* PROBLEM STATEMENT
Lines that hold the word "html" should be located and copied.

* DATA EXTRACT

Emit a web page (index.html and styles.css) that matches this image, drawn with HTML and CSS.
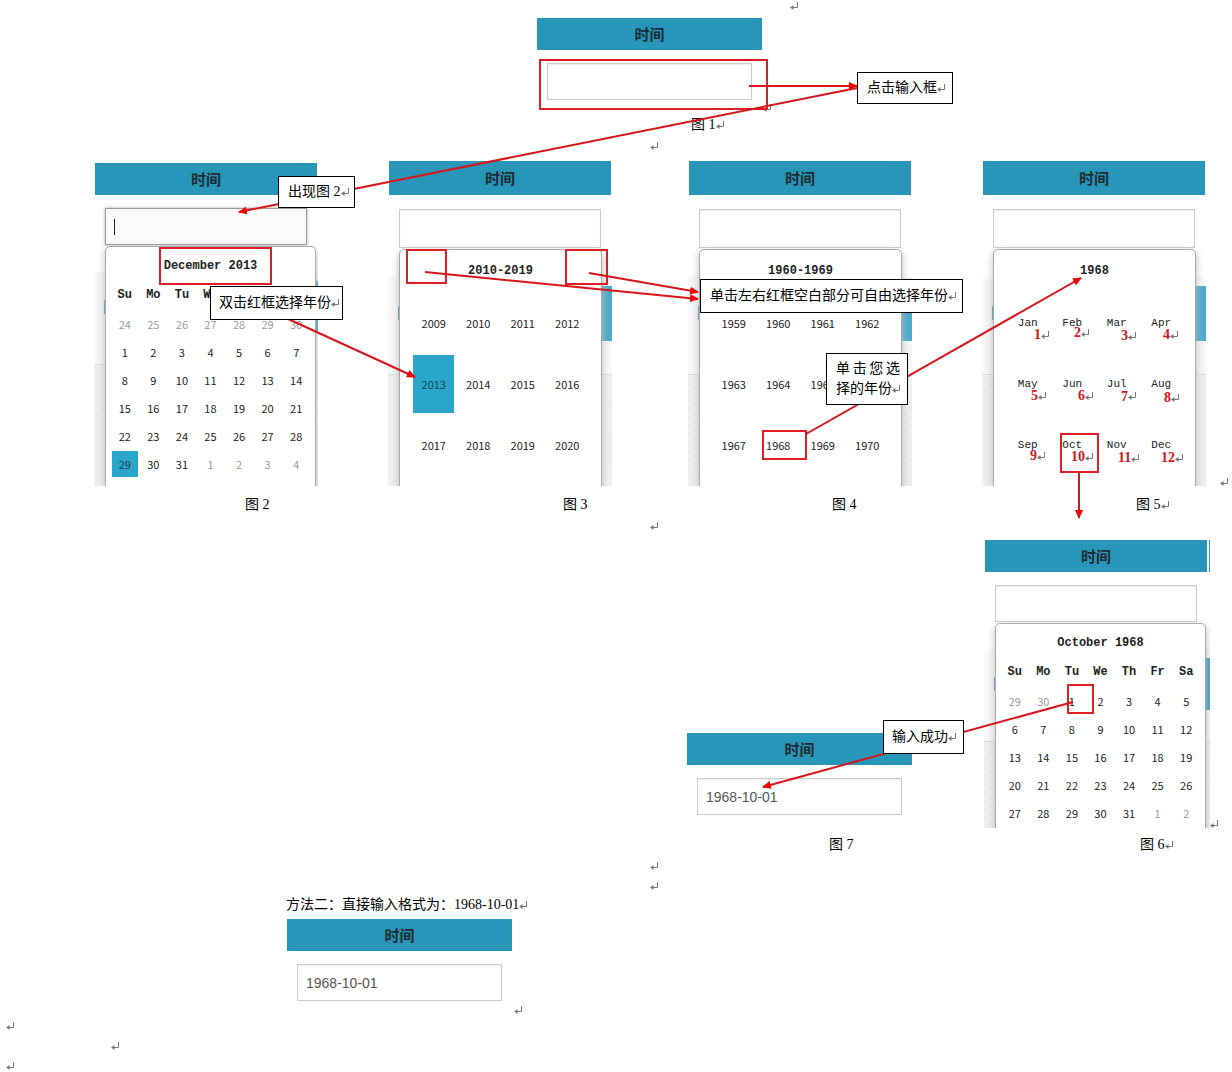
FILE: index.html
```
<!DOCTYPE html>
<html lang="zh-CN">
<head>
<meta charset="utf-8">
<title>时间输入说明</title>
<link rel="stylesheet" href="styles.css">
</head>
<body>
<svg class="defs" aria-hidden="true">
  <defs>
    <g id="ret"><path d="M7.500 0v5.500H2" fill="none" stroke="#777"/><path d="M0 5.500L3.500 3v5z" fill="#777"/></g>
    <marker id="head" viewBox="0 0 9 8" refX="8" refY="4" markerWidth="9" markerHeight="8" markerUnits="userSpaceOnUse" orient="auto"><path d="M0 0L9 4L0 8z" fill="#f00000"/></marker>
  </defs>
</svg>
<main class="sheet">
  <section class="row row-first">
    <figure class="fig plain">
      <label class="bar" for="t1">时间</label>
      <input class="field" id="t1" type="text">
      <figcaption class="cap-1">图 1<svg class="ret"><use href="#ret"/></svg></figcaption>
    </figure>
  </section>

  <section class="row row-pickers">
    <figure class="fig">
      <div class="shot shot-days">
        <label class="bar" for="t2">时间</label>
        <input class="field focused" id="t2" type="text">
        <div class="popup">
          <table class="days">
            <thead>
              <tr><th class="title" colspan="7">December 2013</th></tr>
              <tr><th>Su</th><th>Mo</th><th>Tu</th><th>We</th><th>Th</th><th>Fr</th><th>Sa</th></tr>
            </thead>
            <tbody>
              <tr><td class="off">24</td><td class="off">25</td><td class="off">26</td><td class="off">27</td><td class="off">28</td><td class="off">29</td><td class="off">30</td></tr>
              <tr><td>1</td><td>2</td><td>3</td><td>4</td><td>5</td><td>6</td><td>7</td></tr>
              <tr><td>8</td><td>9</td><td>10</td><td>11</td><td>12</td><td>13</td><td>14</td></tr>
              <tr><td>15</td><td>16</td><td>17</td><td>18</td><td>19</td><td>20</td><td>21</td></tr>
              <tr><td>22</td><td>23</td><td>24</td><td>25</td><td>26</td><td>27</td><td>28</td></tr>
              <tr><td><span class="picked">29</span></td><td>30</td><td>31</td><td class="off">1</td><td class="off">2</td><td class="off">3</td><td class="off">4</td></tr>
            </tbody>
          </table>
        </div>
      </div>
      <figcaption class="cap-2">图 2</figcaption>
    </figure>

    <figure class="fig">
      <div class="shot">
        <label class="bar" for="t3">时间</label>
        <input class="field" id="t3" type="text">
        <div class="popup">
          <table class="years">
            <thead><tr><th class="title" colspan="4">2010-2019</th></tr></thead>
            <tbody>
              <tr><td>2009</td><td>2010</td><td>2011</td><td>2012</td></tr>
              <tr><td><span class="picked">2013</span></td><td>2014</td><td>2015</td><td>2016</td></tr>
              <tr><td>2017</td><td>2018</td><td>2019</td><td>2020</td></tr>
            </tbody>
          </table>
        </div>
      </div>
      <figcaption class="cap-3">图 3</figcaption>
    </figure>

    <figure class="fig">
      <div class="shot">
        <label class="bar" for="t4">时间</label>
        <input class="field" id="t4" type="text">
        <div class="popup">
          <table class="years">
            <thead><tr><th class="title" colspan="4">1960-1969</th></tr></thead>
            <tbody>
              <tr><td>1959</td><td>1960</td><td>1961</td><td>1962</td></tr>
              <tr><td>1963</td><td>1964</td><td>1965</td><td>1966</td></tr>
              <tr><td>1967</td><td>1968</td><td>1969</td><td>1970</td></tr>
            </tbody>
          </table>
        </div>
      </div>
      <figcaption class="cap-4">图 4</figcaption>
    </figure>

    <figure class="fig">
      <div class="shot">
        <label class="bar" for="t5">时间</label>
        <input class="field" id="t5" type="text">
        <div class="popup">
          <table class="years months">
            <thead><tr><th class="title" colspan="4">1968</th></tr></thead>
            <tbody>
              <tr><td>Jan</td><td>Feb</td><td>Mar</td><td>Apr</td></tr>
              <tr><td>May</td><td>Jun</td><td>Jul</td><td>Aug</td></tr>
              <tr><td>Sep</td><td>Oct</td><td>Nov</td><td>Dec</td></tr>
            </tbody>
          </table>
        </div>
      </div>
      <figcaption class="cap-5">图 5<svg class="ret"><use href="#ret"/></svg></figcaption>
    </figure>
  </section>

  <section class="row row-result">
    <figure class="fig plain">
      <label class="bar" for="t7">时间</label>
      <input class="field" id="t7" type="text" value="1968-10-01">
      <figcaption class="cap-7">图 7</figcaption>
    </figure>
    <figure class="fig">
      <div class="shot shot-days shot-short">
        <label class="bar" for="t6">时间</label>
        <input class="field" id="t6" type="text">
        <div class="popup">
          <table class="days">
            <thead>
              <tr><th class="title" colspan="7">October 1968</th></tr>
              <tr><th>Su</th><th>Mo</th><th>Tu</th><th>We</th><th>Th</th><th>Fr</th><th>Sa</th></tr>
            </thead>
            <tbody>
              <tr><td class="off">29</td><td class="off">30</td><td>1</td><td>2</td><td>3</td><td>4</td><td>5</td></tr>
              <tr><td>6</td><td>7</td><td>8</td><td>9</td><td>10</td><td>11</td><td>12</td></tr>
              <tr><td>13</td><td>14</td><td>15</td><td>16</td><td>17</td><td>18</td><td>19</td></tr>
              <tr><td>20</td><td>21</td><td>22</td><td>23</td><td>24</td><td>25</td><td>26</td></tr>
              <tr><td>27</td><td>28</td><td>29</td><td>30</td><td>31</td><td class="off">1</td><td class="off">2</td></tr>
            </tbody>
          </table>
        </div>
      </div>
      <figcaption class="cap-6">图 6<svg class="ret"><use href="#ret"/></svg></figcaption>
    </figure>
  </section>

  <section class="method">
    <p>方法二：直接输入格式为：1968-10-01<svg class="ret"><use href="#ret"/></svg></p>
    <div class="fig plain">
      <label class="bar" for="t8">时间</label>
      <input class="field" id="t8" type="text" value="1968-10-01">
    </div>
  </section>

  <svg class="overlay">
    <g class="marks">
      <use href="#ret" x="790" y="2"/><use href="#ret" x="763" y="104"/><use href="#ret" x="650" y="142"/>
      <use href="#ret" x="1220" y="478"/><use href="#ret" x="650" y="522"/><use href="#ret" x="1210" y="820"/>
      <use href="#ret" x="650" y="862"/><use href="#ret" x="650" y="882"/><use href="#ret" x="514" y="1006"/>
      <use href="#ret" x="6" y="1022"/><use href="#ret" x="111" y="1042"/><use href="#ret" x="6" y="1062"/>
      <use href="#ret" x="1041" y="331"/><use href="#ret" x="1081" y="329"/><use href="#ret" x="1128" y="332"/><use href="#ret" x="1170" y="331"/>
      <use href="#ret" x="1038" y="392"/><use href="#ret" x="1085" y="392"/><use href="#ret" x="1128" y="392"/><use href="#ret" x="1171" y="394"/>
      <use href="#ret" x="1037" y="452"/><use href="#ret" x="1085" y="453"/><use href="#ret" x="1131" y="454"/><use href="#ret" x="1175" y="454"/>
    </g>
    <g class="boxes">
      <rect x="540" y="60" width="227" height="49"/>
      <rect x="160" y="248" width="111" height="36"/>
      <rect x="407" y="250" width="39" height="33"/>
      <rect x="566" y="250" width="41" height="34"/>
      <rect x="763" y="431" width="43" height="28"/>
      <rect x="1061" y="434" width="37" height="38"/>
      <rect x="1068" y="685" width="25" height="28"/>
    </g>
    <g class="arrows">
      <path d="M749 86H857"/>
      <path d="M857 88L239 212"/>
      <path d="M286 318L415 377"/>
      <path d="M425 272L698 299"/>
      <path d="M589 273L698 292"/>
      <path d="M806 434L1081 278"/>
      <path d="M1079 472V518"/>
      <path d="M1073 702L763 787"/>
    </g>
    <g class="numbers">
      <text x="1034" y="339">1</text><text x="1074" y="337">2</text><text x="1121" y="340">3</text><text x="1163" y="339">4</text>
      <text x="1031" y="400">5</text><text x="1078" y="400">6</text><text x="1121" y="401">7</text><text x="1164" y="402">8</text>
      <text x="1030" y="460">9</text><text x="1071" y="461">10</text><text x="1118" y="462">11</text><text x="1161" y="462">12</text>
    </g>
  </svg>

  <div class="note note-click">点击输入框<svg class="ret"><use href="#ret"/></svg></div>
  <div class="note note-appear">出现图 2<svg class="ret"><use href="#ret"/></svg></div>
  <div class="note note-double">双击红框选择年份<svg class="ret"><use href="#ret"/></svg></div>
  <div class="note note-blank">单击左右红框空白部分可自由选择年份<svg class="ret"><use href="#ret"/></svg></div>
  <div class="note note-year"><span class="spread">单击您选</span>择的年份<svg class="ret"><use href="#ret"/></svg></div>
  <div class="note note-done">输入成功<svg class="ret"><use href="#ret"/></svg></div>
</main>
</body>
</html>
```
FILE: styles.css
```
* {
  box-sizing: border-box;
}

body {
  margin: 0;
  background: #fff;
  color: #000;
  font: 14px/20px "Liberation Serif", "Noto Sans CJK SC", serif;
}

.defs {
  position: absolute;
  width: 0;
  height: 0;
}

.sheet {
  position: relative;
  padding: 18px 0 71px;
  overflow: hidden;
}

.row {
  display: flex;
}

.row-first {
  padding-left: 537px;
}

.row-pickers {
  display: grid;
  grid-template-columns: 294px 300px 294px 224px;
  margin-top: 26px;
  padding-left: 94px;
}

.row-result {
  align-items: flex-end;
  gap: 72px;
  margin-top: 25px;
  padding-left: 687px;
}

.fig {
  margin: 0;
}

.plain {
  width: 225px;
}

.bar {
  display: block;
  background: #2896b8;
  color: #1c2b33;
  font: bold 15px/32px "Noto Sans CJK SC", sans-serif;
  text-align: center;
}

.field {
  display: block;
  width: 205px;
  height: 37px;
  margin: 13px 0 0 10px;
  padding: 0 8px;
  border: 1px solid #ccc;
  background: #fff;
  box-shadow: inset 0 1px 2px #eee;
  color: #555;
  font: 14px "Liberation Sans", sans-serif;
  outline: none;
}

.shot {
  width: 224px;
  height: 325px;
  padding: 0 1px;
  overflow: hidden;
  background:
    linear-gradient(#4aabcd, #4aabcd) right 125px / 20px 55px no-repeat,
    linear-gradient(#2896b8, #2896b8) 10px 145px / 4px 14px no-repeat,
    linear-gradient(transparent 213px, #ddd 213px, #ddd 214px, transparent 214px),
    repeating-linear-gradient(135deg, #eee 0 3px, #f1f1f1 3px 6px) 0 214px no-repeat,
    linear-gradient(#fff 116px, #f8f8f8 116px);
}

.shot .bar {
  line-height: 34px;
}

.shot .field {
  width: 202px;
  height: 39px;
  margin-top: 14px;
}

.popup {
  width: 203px;
  height: 300px;
  margin: 1px 0 0 10px;
  border: 1px solid #aaa;
  border-radius: 5px;
  background: #fff;
  box-shadow: 0 3px 8px #bbb;
}

.shot-days {
  margin-top: 2px;
  height: 323px;
  background:
    linear-gradient(#2f9bbd, #2f9bbd) right 118px / 20px 52px no-repeat,
    linear-gradient(#2896b8, #2896b8) 10px 137px / 4px 14px no-repeat,
    linear-gradient(transparent 201px, #ddd 201px, #ddd 202px, transparent 202px),
    repeating-linear-gradient(135deg, #eee 0 3px, #f1f1f1 3px 6px) 0 202px no-repeat,
    linear-gradient(#fff 109px, #f8f8f8 109px);
}

.shot-short {
  width: 226px;
  height: 288px;
  margin-top: 0;
  padding-right: 3px;
}

.shot-short .bar {
  box-shadow: 2px 0 #fff, 3px 0 #2896b8;
}

.shot-days .bar {
  line-height: 32px;
}

.shot-days .field {
  height: 37px;
  margin-top: 13px;
}

.shot-days .popup {
  width: 211px;
  padding: 5px 4px;
}

.shot .focused {
  border-color: #999;
  background: linear-gradient(#222, #222) 8px 10px / 1px 16px no-repeat #fafafa;
  box-shadow: 0 0 3px #aaa;
}

table {
  margin: 0 auto;
  border-collapse: collapse;
  table-layout: fixed;
  color: #222;
  font: 11px/14px "Noto Sans CJK SC", sans-serif;
}

th,
td {
  padding: 0;
  text-align: center;
}

th {
  font: bold 12px/14px "Liberation Mono", monospace;
}

.days {
  width: 200px;
}

.days tr {
  height: 28px;
}

.days thead tr + tr {
  height: 30px;
}

.years {
  width: 178px;
}

.years thead tr {
  height: 42px;
}

.years tbody tr {
  height: 61px;
}

.months td {
  font: 11px/14px "Liberation Mono", monospace;
}

.off {
  color: #999;
}

.picked {
  display: block;
  margin: 0 auto;
  background: #2ba6cb;
  color: #12404f;
}

.days .picked {
  width: 26px;
  line-height: 26px;
}

.years .picked {
  width: 41px;
  line-height: 58px;
}

figcaption {
  margin-top: 9px;
}

.cap-1 {
  margin-top: 15px;
  padding-left: 154px;
}

.cap-2 {
  padding-left: 151px;
}

.cap-3 {
  padding-left: 175px;
}

.cap-4 {
  padding-left: 144px;
}

.cap-5 {
  padding-left: 154px;
}

.cap-6 {
  margin-top: 7px;
  padding-left: 156px;
}

.cap-7 {
  margin-top: 20px;
  padding-left: 142px;
}

.method {
  margin-top: 40px;
  padding-left: 286px;
}

.method p {
  margin: 0 0 4px;
}

.method .fig {
  margin-left: 1px;
}

.ret {
  width: 8px;
  height: 8px;
}

.overlay {
  position: absolute;
  inset: 0;
  width: 100%;
  height: 100%;
  pointer-events: none;
}

.boxes {
  fill: none;
  stroke: #dc1f26;
  stroke-width: 2;
}

.arrows {
  fill: none;
  stroke: #d8141a;
  stroke-width: 2;
}

.arrows path {
  marker-end: url(#head);
}

.numbers {
  fill: #d8141a;
  font: bold 14px "Liberation Serif", serif;
}

.note {
  position: absolute;
  padding: 5px 7px 5px 9px;
  border: 1px solid #000;
  background: #fff;
  white-space: nowrap;
}

.note-click {
  left: 857px;
  top: 72px;
}

.note-appear {
  left: 278px;
  top: 176px;
  padding-right: 5px;
}

.note-double {
  left: 210px;
  top: 286px;
  padding: 6px 3px 6px 8px;
}

.note-blank {
  left: 700px;
  top: 279px;
  padding: 6px 6px 6px 9px;
}

.note-year {
  left: 826px;
  top: 353px;
}

.note-done {
  left: 883px;
  top: 720px;
  padding: 6px 7px 6px 8px;
}

.spread {
  display: block;
  text-align: justify;
  text-align-last: justify;
  text-justify: inter-character;
}
```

* SOLUTION TO THE PROBLEM
Emit a web page (index.html and styles.css) that matches this image, drawn with HTML and CSS.
FILE: index.html
<!DOCTYPE html>
<html lang="zh-CN">
</html>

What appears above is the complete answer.